The gauntlet

The gauntlet is the heart of ClearEdge: a deliberately strict, anti-overfit pipeline that decides whether a strategy has a real edge or just a lucky fit. A positive backtest is the start of the conversation, never the end. Each stage protects against a specific way to fool yourself.

You can run these stages individually from the Backtests tab (each is a run kind), as one command from the CLI (python -m ats.research), or unattended across the whole basket (python -m ats.sweep). Their combined verdict drives the readiness score on the research ladder.

The stages

1. Single backtest — the baseline

One historical simulation over the chosen window. Reads only the local catalog, fills on the next bar (no look-ahead). Produces the full metrics, the equity curve overlaid with buy-and-hold, a drawdown subplot, the round-trips, and a Monte Carlo panel. What it protects against: nothing yet — it’s the hypothesis, not the proof.

2. Rule test (vs random) — does the entry matter?

The strategy runs for real, then N times with its entry rule replaced by random entries at the same frequency (same exits, sizing, fees, data). If the real Sharpe doesn’t clear the 95th percentile of that random-entry cloud, the entry timing is adding little — the exits/holding are doing the work. Protects against: mistaking a generic holding-period effect for a real signal.

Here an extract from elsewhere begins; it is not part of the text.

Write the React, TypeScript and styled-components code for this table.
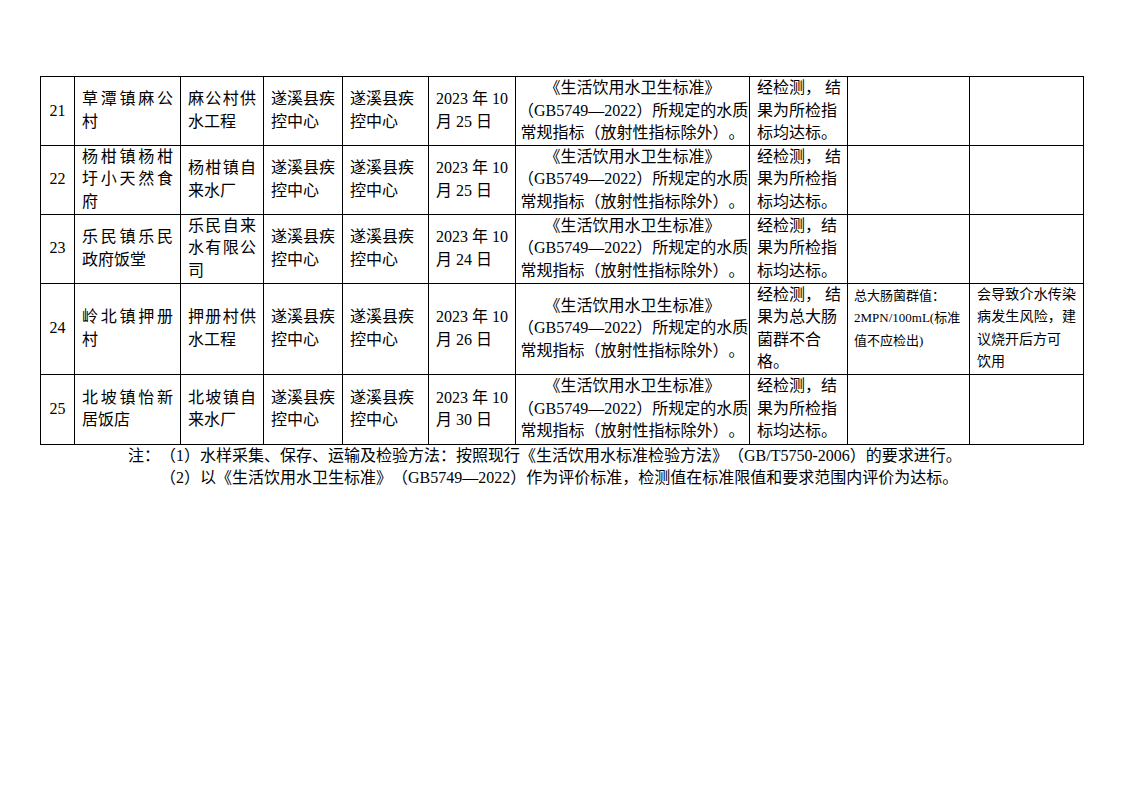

3. Optimize (Optuna) — with a train/test split

A seeded TPE search over the strategy’s search space, one backtest per trial. Set a train/test split date and the optimizer only ever sees the training window; the top-K trials each get a Monte Carlo verdict and held-out test metrics, and the pipeline recommends the best candidate that isn’t lucky. Protects against: picking parameters by peeking at the test set.

4. Walk-forward & WFO — does it survive out-of-sample?

Walk-forward runs the same parameters on N out-of-sample windows. WFO (walk-forward optimization) is stronger: parameters are re-optimized on each window using only the past, traded on the next window, and the out-of-sample steps are stitched into one honest equity curve. WFO’s detail view includes a parameter-stability table — wild swings window-to-window mean the optimizer is fitting noise. Protects against: a single in-sample fit that won’t generalize.

5. Monte Carlo — how lucky was the ordering?

Resamples the trade sequence to estimate the distribution of outcomes. A strategy whose result depends on one fortunate ordering of trades is fragile. Protects against: path luck.

6. Deflated Sharpe (DSR) — corrected for the search

The Sharpe ratio discounted for how many variants were tried (ats/workers/deflated_sharpe.py). Searching hard for a high Sharpe is mass multiple-testing; without this correction you crown noise. A DSR above ~0.95 is the hard gate — confidence the edge is real, not the luckiest trial. Protects against: selection bias from trying many strategies/parameters.

7. Cost stress — does the edge survive friction?

Re-scores the strategy at, e.g., 2× the modeled trading costs. Thin edges evaporate under realistic or doubled costs. Protects against: an edge that exists only at zero/under-modeled cost.

8. Buy-and-hold benchmark — is it worth the complexity?

Every run reports the instrument’s buy-and-hold return and the strategy’s excess over it. Beating buy-and-hold (net of cost and risk) is the bar that actually matters. Protects against: dressing up plain market exposure as alpha.

9. Cross-sectional breadth — does it show up on many names?

A real edge appears across many independent instruments, not two or three lucky ones. Breadth is a score bonus, never a gate, so a genuinely asset-specific edge (a structural pair, a sector anomaly) still qualifies — but a “winner” that works on only one name is treated with suspicion. See multi-instrument engines.

The hard gates

A strategy earns a ⭐ on the research ladder only when it clears all of:

the rule test is significant (beats the 95th percentile of random entry), and
held-out Sharpe > 0.5, and
walk-forward out-of-sample Sharpe > 0.5, and
deflated Sharpe > ~0.95.

These bars are deliberately strict: a positive rule test plus a positive held-out Sharpe is not enough. Monte Carlo and cross-sectional breadth are visible signals that inform the score but are not gates. Full scoring is on the research ladder.

The recurring lesson

Across the built-in research, the gauntlet keeps teaching the same thing: simple edges win, and added machinery rarely adds rule-test significance. The honest record — what survived and what was refuted — is in the strategy library and the repo’s research notes.